Andvare Materials Handling’s traditional Pit to Port bulk materials handling solutions have recently expanded to include vessel borne bulk materials handling systems along with automated mooring solutions for self-propelled, self-unloading, transhipment shuttle vessels.

Traditionally, there has been an enforced battery limit between shore based bulk materials handling infrastructure and vessel borne operations.  AMH’s expansion into this market has required the development of key partnerships with various local and international transhipment companies to service the Australian Transhipment market.  

AMH’s distinct competitive advantage draws from years of hands-on bulk materials handling experience stretching from the head end mining operations to the final outloading operations at the port (Pit to Port).  Over the years, AMH has further developed inhouse capability to design, manufacture, commission and support in maintaining our own proprietary material handling systems, inclusive of shore-based shiploaders and stockyard machines.

Our tailored transhipment bulk materials handling plants combined with forward thinking self-propelled vessel designs from our shipping partners, are optimally positioned for the unique requirements of the Australian Transhipment Market, servicing mining projects ranging from 2.5 Mtpa to 45 Mtpa.  

AMH’s collaboration with experienced transhipment companies additionally provides a viable and more sustainable alternative to traditional tug and barge operations for smaller mining projects, at a competitive price point.

Leveraging economies of scale by loading larger vessels offshore, including up to Cape Size vessels, at the required transhipment rates is now feasible for smaller mining projects.  Our proprietary technology can achieve both transhipment and load-out rates ranging from 3,500 Mtph to 12,000 Mtpa (Nominal), with increased Mtbf and is less susceptible to wear and corrosion.

AMH’s transhipment bulk materials handling plants are up to 50% lighter when compared to traditional transhipment material handling plants due to our innovative designs and use of lightweight, corrosion resistant materials.  

Key components are locally manufactured meaning local support is readily available and all fully compliant with the relevant Australian Standards.  Lighter material handling plants further mitigate (or ideally eliminate) the extent of dredging required, as well as laden draft restrictions limiting TSV DWT capacity, releasing previous constraints on annual throughput.

Various transhipment bulk materials handling plant configurations are available for selection, enabling transhipment of multiple commodities at efficient throughput rates. AMH’s transhipment value chain designs additionally allow for up-stream and down-stream savings through integration with the land and wharf-based infrastructure.  Further, through reducing OGV lay days due to optimal loadout configurations on board the TSV, operations are able to minimise shore-based CAPEX and OPEX spend due to our inherent efficiency gains and cycle time reductions.    

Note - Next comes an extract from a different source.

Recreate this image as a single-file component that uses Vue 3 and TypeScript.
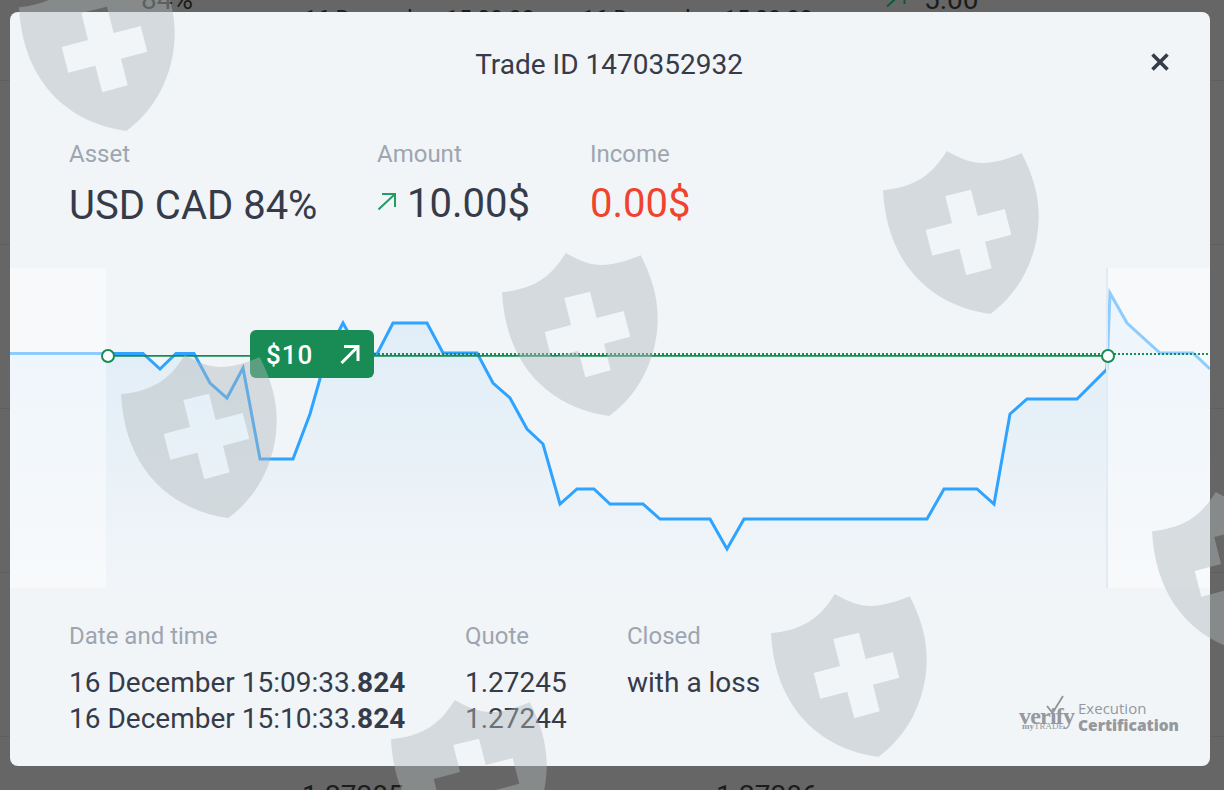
<template>
  <div class="page">
    <div class="behind">
      <div v-for="(row, i) in behindRows" :key="i" class="behind-row">
        <span class="behind-cell b1">{{ row[0] }}</span>
        <span class="behind-cell b2">{{ row[1] }}</span>
        <span class="behind-cell b2b">{{ row[1] }}</span>
        <svg v-if="row[2] === '5.00'" class="behind-arrow" width="20" height="18" viewBox="0 0 20 18">
          <path d="M1 17.500 18 2M6.500 1.500H18.500V15" stroke="#0f5a36" stroke-width="2" fill="none" />
        </svg>
        <span class="behind-cell b3">{{ row[2] }}</span>
      </div>
    </div>

    <div class="modal">
      <header class="modal-head">
        <h2>Trade ID 1470352932</h2>
        <button type="button" class="close" aria-label="Close">
          <svg width="20" height="20" viewBox="0 0 20 20">
            <path d="M2.500 2.500 17.500 17.500M17.500 2.500 2.500 17.500" stroke="#363b4a" stroke-width="3.600" fill="none" />
          </svg>
        </button>
      </header>

      <section class="stats">
        <div class="stat asset">
          <div class="label">Asset</div>
          <div class="value">USD CAD 84%</div>
        </div>
        <div class="stat amount">
          <div class="label">Amount</div>
          <div class="value">
            <svg class="up" width="18" height="17" viewBox="0 0 18 17">
              <path d="M0.500 16.500 17 1M4 1H17V14" stroke="#1f9d62" stroke-width="2" fill="none" />
            </svg>
            10.00$
          </div>
        </div>
        <div class="stat income">
          <div class="label">Income</div>
          <div class="value loss">0.00$</div>
        </div>
      </section>

      <div class="chart">
        <svg class="plot" width="1200" height="320" viewBox="10 268 1200 320">
          <defs>
            <linearGradient id="areaFill" x1="0" y1="0" x2="0" y2="1">
              <stop offset="0" stop-color="#2196f3" stop-opacity="0.09" />
              <stop offset="1" stop-color="#2196f3" stop-opacity="0" />
            </linearGradient>
          </defs>
          <path :d="areaPath" fill="url(#areaFill)" />
          <path :d="linePath" fill="none" stroke="#2ea3ff" stroke-width="3" stroke-linejoin="miter" />
          <rect x="10" y="268" width="96" height="320" fill="#fff" fill-opacity="0.45" />
          <rect x="1108" y="268" width="102" height="320" fill="#fff" fill-opacity="0.45" />
          <rect x="1106" y="268" width="2" height="320" fill="#e3eaf1" />
          <line x1="108" y1="355.800" x2="1108" y2="355.800" stroke="#188c54" stroke-width="1.800" />
          <line x1="374" y1="354" x2="1210" y2="354" stroke="#188c54" stroke-width="2" stroke-dasharray="2 2" />
          <circle cx="108" cy="356" r="6" fill="#fff" stroke="#188c54" stroke-width="2" />
          <circle cx="1108" cy="356" r="6" fill="#fff" stroke="#188c54" stroke-width="2" />
        </svg>
        <div class="tag">
          <span class="tag-text">$10</span>
          <svg width="20" height="20" viewBox="0 0 20 20">
            <path d="M1.500 19 18 2.500M4 2.500H18V17" stroke="#fff" stroke-width="3" fill="none" />
          </svg>
        </div>
      </div>

      <footer class="details">
        <div class="col when">
          <div class="label">Date and time</div>
          <div class="line">16 December 15:09:33.<b>824</b></div>
          <div class="line">16 December 15:10:33.<b>824</b></div>
        </div>
        <div class="col quote">
          <div class="label">Quote</div>
          <div class="line">1.27245</div>
          <div class="line">1.27244</div>
        </div>
        <div class="col closed">
          <div class="label">Closed</div>
          <div class="line">with a loss</div>
        </div>
        <div class="verify">
          <div class="verify-logo">
            <svg class="tick" width="18" height="20" viewBox="0 0 18 20">
              <path d="M1 11 6.500 18 17 1" stroke="#8f9296" stroke-width="1.800" fill="none" />
            </svg>
            <span class="verify-word">verify</span>
            <span class="verify-sub"><b>my</b>TRADE</span>
          </div>
          <div class="verify-text">
            <span>Execution</span>
            <b>Certification</b>
          </div>
        </div>
      </footer>
    </div>

    <svg
      v-for="(pos, i) in shields"
      :key="i"
      class="shield"
      :style="{ left: pos[0] + 'px', top: pos[1] + 'px' }"
      width="156"
      height="163"
      viewBox="0 0 156 163"
    >
      <path fill-rule="evenodd" fill="#b0b8ba" fill-opacity="0.44" :d="shieldPath" />
    </svg>
  </div>
</template>

<script setup lang="ts">
type Point = [number, number]

const behindRows = [
  ['84%', '16 December 15:09:33', '5.00'],
  ['', '', ''],
  ['', '', ''],
  ['', '', ''],
  ['', '', ''],
  ['1.27285', '', '1.27286'],
]

const shields: Point[] = [
  [19, -32],
  [121, 355],
  [502, 253],
  [883, 151],
  [771, 594],
  [391, 700],
  [1152, 492],
]

const shieldPath =
  'M0 39.300C30 36 48 26 63.700 0C78 8 88 12 99.700 12C113 12 127 7 138.700 2.300C150 24 156 45 155.700 67C155 108 135 143 107.300 163C50 155 4 115 0 39.300Z' +
  'M62.300 45 88 38.700 94.700 65 121.700 58 128.300 83.700 102 90.700 108.700 117.300 83.300 124.300 76.300 97.700 49.300 104.700 42.700 79 69 72Z'

const points: Point[] = [
  [10, 353.5], [143, 353.5], [160, 369], [176, 353.5], [194, 353.5], [210, 383], [227, 398], [243, 368],
  [260, 459], [293, 459], [310, 414], [327, 354], [343, 323], [360, 354], [377, 354], [393, 323],
  [427, 323], [443, 353], [477, 353], [493, 383], [510, 398], [527, 429], [543, 444], [560, 504],
  [577, 489], [594, 489], [610, 504], [643, 504], [660, 519], [710, 519], [727, 549], [744, 519],
  [927, 519], [944, 489], [977, 489], [994, 504], [1010, 414], [1027, 399], [1077, 399], [1107, 369],
  [1110, 293], [1127, 323], [1160, 353], [1193, 353], [1210, 369],
]

const linePath = 'M' + points.map((p) => p.join(' ')).join('L')
const areaPath = linePath + 'L1210 588L10 588Z'
</script>

<style>
html,
body {
  margin: 0;
  height: 100%;
  overflow: hidden;
  background: #666;
}
</style>

<style scoped>
.page {
  position: relative;
  width: 1224px;
  height: 790px;
  overflow: hidden;
  background: #666;
  font-family: Roboto, "Liberation Sans", sans-serif;
  color: #363b4a;
}

.behind {
  position: absolute;
  left: 0;
  right: 0;
  top: -83px;
}

.behind-row {
  position: relative;
  height: 163px;
  border-bottom: 1px solid #5f5f5f;
  color: #1c1c1c;
  font-size: 28px;
}

.behind-row:last-child {
  border-bottom: none;
}

.behind-cell {
  position: absolute;
  bottom: 64px;
  line-height: 32px;
  white-space: nowrap;
}

.behind-row:last-child .behind-cell {
  bottom: auto;
  top: 43px;
}

.b1 {
  left: 141px;
}

.b2,
.b2b {
  top: 87px;
  bottom: auto;
  font-size: 23px;
}

.b2 {
  left: 304px;
}

.b2b {
  left: 582px;
}

.b3 {
  left: 924px;
}

.behind-arrow {
  position: absolute;
  left: 886px;
  top: 72px;
}

.behind-row:last-child .b1 {
  left: 302px;
}

.behind-row:last-child .b3 {
  left: 716px;
}

.modal {
  position: absolute;
  left: 10px;
  top: 12px;
  width: 1200px;
  height: 754px;
  border-radius: 8px;
  background: #f1f5f8;
  display: flex;
  flex-direction: column;
}

.modal-head {
  position: relative;
  height: 106px;
  display: flex;
  justify-content: center;
  align-items: flex-start;
  padding: 36px 2px 0 0;
  box-sizing: border-box;
}

.modal-head h2 {
  margin: 0;
  font-size: 28px;
  line-height: 34px;
  font-weight: 400;
}

.close {
  position: absolute;
  right: 40px;
  top: 40px;
  width: 20px;
  height: 20px;
  padding: 0;
  border: none;
  background: none;
}

.close svg {
  display: block;
}

.label {
  font-size: 24px;
  line-height: 32px;
  color: #9ea5b0;
}

.stats {
  display: flex;
  height: 150px;
  padding: 20px 0 0 59px;
  box-sizing: border-box;
}

.stat .value {
  margin-top: 9px;
  font-size: 40px;
  line-height: 50px;
  white-space: nowrap;
}

.asset .value {
  margin-top: 11px;
}

.asset {
  width: 308px;
}

.amount {
  width: 213px;
}

.up {
  margin: 0 1px 0 1px;
  vertical-align: 7px;
}

.loss {
  color: #f0422d;
}

.chart {
  position: relative;
  height: 320px;
}

.plot {
  display: block;
}

.tag {
  position: absolute;
  left: 240px;
  top: 62px;
  width: 124px;
  height: 48px;
  box-sizing: border-box;
  padding: 0 14px 0 16px;
  border-radius: 6px;
  background: #188c54;
  color: #fff;
  display: flex;
  align-items: center;
  justify-content: space-between;
  font-size: 26px;
  font-weight: 500;
  letter-spacing: 1px;
}

.tag-text {
  padding-top: 2px;
}

.details {
  position: relative;
  display: flex;
  padding: 32px 0 0 59px;
}

.details .line {
  font-size: 28px;
  line-height: 36px;
  white-space: nowrap;
}

.details .label {
  margin-bottom: 13px;
}

.details b {
  font-weight: 700;
}

.when {
  width: 396px;
}

.quote {
  width: 162px;
}

.verify {
  position: absolute;
  right: 31px;
  top: 108px;
  display: flex;
  color: #95989c;
}

.verify-logo {
  position: relative;
  width: 54px;
  height: 36px;
  margin-right: 5px;
}

.verify-word {
  position: absolute;
  left: 0;
  top: 8px;
  font-family: "Liberation Serif", serif;
  font-weight: 700;
  font-size: 24px;
  line-height: 24px;
  letter-spacing: -0.8px;
}

.verify-sub {
  position: absolute;
  left: 3px;
  top: 25px;
  font-family: "Liberation Serif", serif;
  font-size: 9px;
  line-height: 10px;
}

.tick {
  position: absolute;
  left: 27px;
  top: -1px;
}

.verify-text {
  display: flex;
  flex-direction: column;
  padding-top: 4px;
  font-family: "Open Sans", sans-serif;
  font-size: 15px;
  line-height: 17px;
}

.verify-text b {
  font-weight: 800;
  font-size: 15.500px;
}

.shield {
  position: absolute;
  pointer-events: none;
}
</style>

Drawing from our extensive bulk materials handling experience and extending into the vessel borne TSV operations (“Pit to Hold” Value Chain), AMH’s transhipment material handling plants are more easily maintainable, with adequate redundancy in design to minimise risks relating to single points of failure during both load-out and transhipment operations.

Each transhipment material handling plant is modular in design and manufacture and is therefore scalable across various transhipment vessel sizes ranging from 5,000 dwt to 30,000 dwt vessels, and even up to 60,000 dwt.

Utilising cutting edge technology, AMH’s transhipment bulk materials handling systems further extend to include fixed mooring arrangements and single point loading systems, thereby reducing the need for stevedoring and berthing delays.  

Our interlocking SCADA systems and proprietary HoloReality technology further enables the crew of the self-propelled, self-unloading vessel to operate the wharf based shiploader from the transhipment vessel’s bridge, further reducing the need for shore-based labour spend.